Maka, tak ubahnya angkot-angkot di Bandung yang kalau mau berhenti atau maju hanya Tuhan yang tahu, begitu pulalah kereta kami tercinta ini. Kalau masinisnya pengen pipis, bisa saja kereta direm mendadak. Pokonya, Merdekaaa!!! (kebetulan saat acara ini digelar, bertepatan dengan dua hari menjelang HUT RI). Inilah jalur wisata “Wild Wild West Ciroyom-Gunung Padang” (pinjem istilah Budi Brahmantyo, sang guide tur).
Setahu saya, di jalur “bebas merdeka” ini, ada sebuah desa atau kampung bernama Tungturunan. Selidik punya selidik, di kampung ini banyak penumpang yang turun sementara kereta sengaja digenjot pelan. Tujuannya, memberi kesempatan kepada para penumpang untuk meloncat turun, baik penumpang yang berada di dalam, maupun dari atap gerbong jika di masa-masa padat penumpang. Hohoho…I love you full, Indonesia!!

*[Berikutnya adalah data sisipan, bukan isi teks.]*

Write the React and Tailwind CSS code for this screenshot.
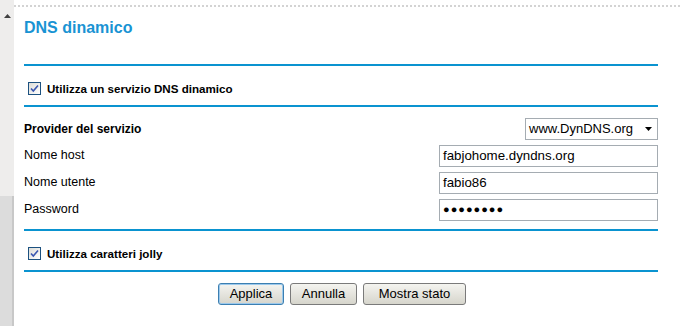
import React from 'react';

// Router "DNS dinamico" settings panel, classic admin page look.

const font = { fontFamily: '"Liberation Sans", Arial, sans-serif' };

function Rule() {
  return <div className="h-[2px] bg-[#0a93d0]" />;
}

function Check({ label }) {
  return (
    <label className="flex items-center gap-[6px] text-[11.6px] font-bold text-black">
      <span className="flex h-[13px] w-[13px] items-center justify-center border border-[#1c5180] bg-gradient-to-br from-[#dcdcd7] to-white">
        <svg width="9" height="9" viewBox="0 0 9 9">
          <path d="M1 4.5 L3.3 7 L8 1.5" fill="none" stroke="#3a56b0" strokeWidth="1.6" />
        </svg>
      </span>
      {label}
    </label>
  );
}

function Field({ label, value, password }) {
  return (
    <div className="flex h-[27px] items-center justify-between">
      <span className="text-[12.5px] text-black">{label}</span>
      <div className="flex h-[22px] w-[219px] items-center border border-[#a5acb2] bg-white px-[3px] text-[13.3px] text-black">
        {password ? <span className="text-[11px] tracking-[1px]">●●●●●●●●</span> : value}
      </div>
    </div>
  );
}

function Btn({ children, active, w }) {
  return (
    <button
      className={`h-[22px] rounded-[3px] border bg-gradient-to-b from-[#f4f4f0] to-[#d6d5cc] text-[13px] text-black ${w} ${
        active ? 'border-[#3c7fb1] shadow-[inset_0_0_0_1px_#9cc9ec]' : 'border-[#7a7a7a]'
      }`}
    >
      {children}
    </button>
  );
}

export default function App() {
  return (
    <div className="flex h-[326px] w-[680px] bg-white" style={font}>
      {/* scrollbar strip */}
      <div className="flex w-[14px] flex-col bg-[#eeedec]">
        <div className="mt-[14px] flex justify-center">
          <svg width="7" height="4" viewBox="0 0 7 4">
            <path d="M0 4 L3.5 0 L7 4 Z" fill="#404040" />
          </svg>
        </div>
        <div className="mt-[178px] flex-1 border-r-2 border-[#c8c8c8] bg-[#dcdcdc]" />
      </div>

      <div className="flex-1">
        <div className="mt-[5px] border-t-2 border-dotted border-[#d3d3d3]" />
        <div className="pl-[10px] pr-[22px]">
          <h1 className="flex h-[40px] items-center pt-[1px] text-[16px] font-bold text-[#1993d3]">
            DNS dinamico
          </h1>
          <div className="h-[17px]" />
          <Rule />
          <div className="flex h-[39px] items-center pl-[4px] pt-[6px]">
            <Check label="Utilizza un servizio DNS dinamico" />
          </div>
          <Rule />
          <div className="pt-[10px]">
            <div className="flex h-[23px] items-center justify-between">
              <span className="text-[12px] font-bold text-black">Provider del servizio</span>
              <div className="flex h-[22px] w-[133px] items-center justify-between border border-[#a5acb2] bg-white pl-[3px] pr-[5px] text-[13px] text-black">
                www.DynDNS.org
                <svg width="7" height="4" viewBox="0 0 7 4">
                  <path d="M0 0 L7 0 L3.5 4 Z" fill="#000" />
                </svg>
              </div>
            </div>
            <div className="h-[2px]" />
            <Field label="Nome host" value="fabjohome.dyndns.org" />
            <Field label="Nome utente" value="fabio86" />
            <Field label="Password" password />
          </div>
          <div className="h-[6px]" />
          <Rule />
          <div className="flex h-[39px] items-center pl-[4px] pt-[6px]">
            <Check label="Utilizza caratteri jolly" />
          </div>
          <Rule />
          <div className="mt-[11px] flex justify-center gap-[6px] pl-[2px]">
            <Btn active w="w-[66px]">Applica</Btn>
            <Btn w="w-[67px]">Annulla</Btn>
            <Btn w="w-[103px]">Mostra stato</Btn>
          </div>
        </div>
      </div>
    </div>
  );
}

Di tengah-tengah penumpang yang padat merapat akrab, kepala suku kami tidak menyerah. Pasalnya, atraksi sejarah geologi Bandung, antara lain mengenai Ci Meta, sungai yang erat kaitannya dengan peristiwa bobolnya Danau Bandung Purba, ada di jalur ini. Maka, meski kini yang terlihat dari jauh tinggal corong megafon-nya saja, namun suaranya bisa didengar ke seluruh penjuru gerbong kedua. "Ngamen gaya baru neeh," begitu mungkin pikir para penumpang "asli". Untung ternyata tak ada kencleng yang beredar.
Sekitar pukul 10, kereta kami tiba di Stasiun Cipeuyeum. Jujur, legaaa!!! Karena bisa keluar dari kungkungan asap rokok yang tak mau peduli pada para pembencinya. Selamat jalan kereta kami yang lucu, semoga tidak lelah melayani masyarakat menggapai cita-citanya di pelosok daerah.

Kedatangan kami disambut bus AC ITB yang masih gress, yang parkir di halaman Stasiun Cipeuyeum. Bus AC yang menjadikan perjalanan senilai Rp 125 ribu ini menjadi lebih layak diperjuangkan, meskipun goodie bag yang dijanjikan, tidak ada…. ------ruri andayani.